How reliable are the data; what problems remain in the data set?

  1. How well have the observations been checked?
    Shoreline change rates are influenced by availability and accuracy of shoreline data. Analyses of highly dynamic areas are particularly challenging, including 1) areas near inlets, where there are excessively dynamic depositional/erosional sand bars that may appear/disappear rapidly, and 2) tidal creeks, where the land/water line is hard to distinguish due to sporadic vegetation lines.
  2. How accurate are the geographic locations?
    A formal accuracy assessment of the horizontal positional information in the dataset has not been conducted. Elevation and water levels were not used to correct the data but may be presented in the attribute as supporting information. For additional information on data collection techniques (such as shorelines) see the source metadata.
  3. How accurate are the heights or depths?
    Several factors may influence the accuracy and uncertainty of shoreline position for vegetated shorelines, such as water level. Water level at the time of imagery collection was not taken into account when deriving shorelines. Published general uncertainty estimates for shorelines were used for all shorelines in this study based on the data source (satellite derived, aerial imagery, GPS). WV imagery classifications were checked along study area shorelines to ensure the land/water classification was correct. WV shorelines cover extensive amounts of Grand Bay and not all shorelines beyond the transects were checked for detailed accuracy. The classification also has potential variations in shoreline positions from other published data due to image interpretation differences.
  4. Where are the gaps in the data? What is missing?
    Dataset is considered complete for the information presented. GPS shorelines were only collected at specific sites and do not cover the entire study area. WV data was subject to image availability and not all dates cover the entire study area. Users are advised to read the rest of the metadata record carefully for additional details. This dataset contains transects with shoreline change rates calculated using AMBUR. To view shorelines and shoreline metadata please see the main data release page (https://doi.org/10.5066/P9W8TNQM).
  5. How consistent are the relationships among the observations, including topology?
    Vector features and attributes were checked for completeness and accuracy within ArcGIS. Linework is generated by the "Construct transects" and "Filter transects" algorithm in the AMBUR program and are generally perpendicular to the shorelines. However, where shorelines experience sharp bends, such as in small bays and narrow spits, the filter algorithm can create transects that are not perpendicular to the shoreline. Transects not covering a study area shoreline were removed as they would not calculate rates of change in AMBUR.

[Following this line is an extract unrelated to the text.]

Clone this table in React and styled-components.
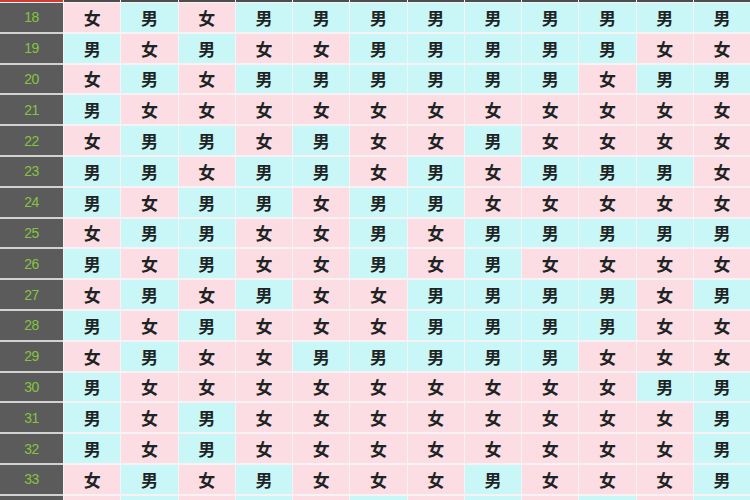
import React from 'react';
import styled, { createGlobalStyle } from 'styled-components';

const GlobalStyle = createGlobalStyle`
  html, body {
    margin: 0;
    padding: 0;
    background: #f6f3f5;
    overflow: hidden;
  }
`;

const rows = [
  [18, '女男女男男男男男男男男男'],
  [19, '男女男女女男男男男男女女'],
  [20, '女男女男男男男男男女男男'],
  [21, '男女女女女女女女女女女女'],
  [22, '女男男女男女女男女女女女'],
  [23, '男男女男男女男女男男男女'],
  [24, '男女男男女男男女女女女女'],
  [25, '女男男女女男女男男男男男'],
  [26, '男女男女女男女男女女女女'],
  [27, '女男女男女女男男男男女男'],
  [28, '男女男女女女男男男男女女'],
  [29, '女男女女男男男男男女女女'],
  [30, '男女女女女女女女女女男男'],
  [31, '男女男女女女女女女女女男'],
  [32, '男女男女女女女女女女女男'],
  [33, '女男女男女女女男女女女男'],
];

const Table = styled.div`
  width: 750px;
  height: 500px;
  overflow: hidden;
  display: flex;
  flex-direction: column;
`;

const Row = styled.div`
  display: grid;
  grid-template-columns: 63px repeat(12, 1fr);
  column-gap: 1px;
  flex: none;
`;

const HeaderEdge = styled.div`
  height: 2px;
  margin-bottom: 1px;
  background: ${p => (p.first ? '#d23a32' : '#4d4d4d')};
`;

const Label = styled.div`
  height: 28.8px;
  border-bottom: 2px solid #d2d2d2;
  background: #5b5b5b;
  color: #86c440;
  font-family: 'Liberation Sans', Arial, sans-serif;
  font-size: 14px;
  display: flex;
  align-items: center;
  justify-content: center;
  letter-spacing: -0.5px;
`;

const Cell = styled.div`
  height: 28.8px;
  border-bottom: 2px solid #f7f2f4;
  background: ${p => (p.boy ? '#c9f6f6' : '#fcdde3')};
  color: #1e2424;
  font-family: 'Noto Sans CJK SC', 'Noto Sans', sans-serif;
  font-size: 17px;
  font-weight: 600;
  display: flex;
  align-items: center;
  justify-content: center;
`;

const App = () => (
  <>
    <GlobalStyle />
    <Table>
      <Row>
        {Array.from({ length: 13 }).map((_, i) => (
          <HeaderEdge key={i} first={i === 0} />
        ))}
      </Row>
      {rows.map(([age, genders]) => (
        <Row key={age}>
          <Label>{age}</Label>
          {genders.split('').map((g, i) => (
            <Cell key={i} boy={g === '男'}>{g}</Cell>
          ))}
        </Row>
      ))}
      <Row>
        <Label />
        {Array.from({ length: 12 }).map((_, i) => (
          <Cell key={i} boy={i % 2 === 1} />
        ))}
      </Row>
    </Table>
  </>
);

export default App;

How can someone get a copy of the data set?

Are there legal restrictions on access or use of the data?
Access_Constraints: None
Use_Constraints:
The U.S. Geological Survey requests to be acknowledged as originator of the data in future products or derivative research. This metadata record should be reviewed in its entirety to ensure specific data are suitable for other studies. WorldView imagery remains the property of Maxar Technologies and is not published in this data release. Aerial imagery was downloaded from the USGS Earth Explorer website and is not published in this data release. Shoreline change rates are influenced by availability and accuracy of shoreline data. Analyses of highly dynamic areas are particularly challenging, including 1) areas near inlets, where there are excessively dynamic depositional/erosional sand bars that may appear/disappear rapidly, and 2) tidal creek shorelines where the vegetation/water line is not easily distinguished. Transects were modified so they crossed the shorelines in a perpendicular direction, but some small peninsulas were difficult to determine a perpendicular direction. Users of this data should examine the variables and values closely to determine if the analyses are appropriate for their intended purpose.
  1. Who distributes the data set? (Distributor 1 of 1)
    U.S. Geological Survey St Petersburg Coastal and Marine Science Center
    Attn: Joseph F. Terrano
    Researcher III
    600 4th Street South
    St. Petersburg, FL

    727-502-8047 (voice)
    727-502-8182 (FAX)
    jterrano@contractor.usgs.gov
  2. What's the catalog number I need to order this data set? GPS_WV_AI_LRR_2013_2020.shp
  3. What legal disclaimers am I supposed to read?
    This digital publication was prepared by an agency of the United States Government. Although these data have been processed successfully on a computer system at the U.S. Geological Survey, no warranty expressed or implied is made regarding the display or utility of the data on any other system, nor shall the act of distribution imply any such warranty. The U.S. Geological Survey shall not be held liable for improper or incorrect use of the data described and (or) contained herein. Reference herein to any specific commercial product, process, or service by trade name, trademark, manufacturer, or otherwise does not constitute or imply its endorsement, recommendation, or favoring by the United States Government or any agency thereof. Imagery remains the property of Maxar Technologies. For image pricing and downloads please contact Maxar.
  4. How can I download or order the data?

Who wrote the metadata?

Dates:
Last modified: 21-Jul-2021
Metadata author:
U.S. Geological Survey St Petersburg Coastal and Marine Science Center
Attn: Joseph F. Terrano
Researcher III
600 4th Street South
St. Petersburg, FL

727-502-8047 (voice)
727-502-8182 (FAX)
jterrano@contractor.usgs.gov
Metadata standard:
Content Standard for Digital Geospatial Metadata (FGDC-STD-001-1998)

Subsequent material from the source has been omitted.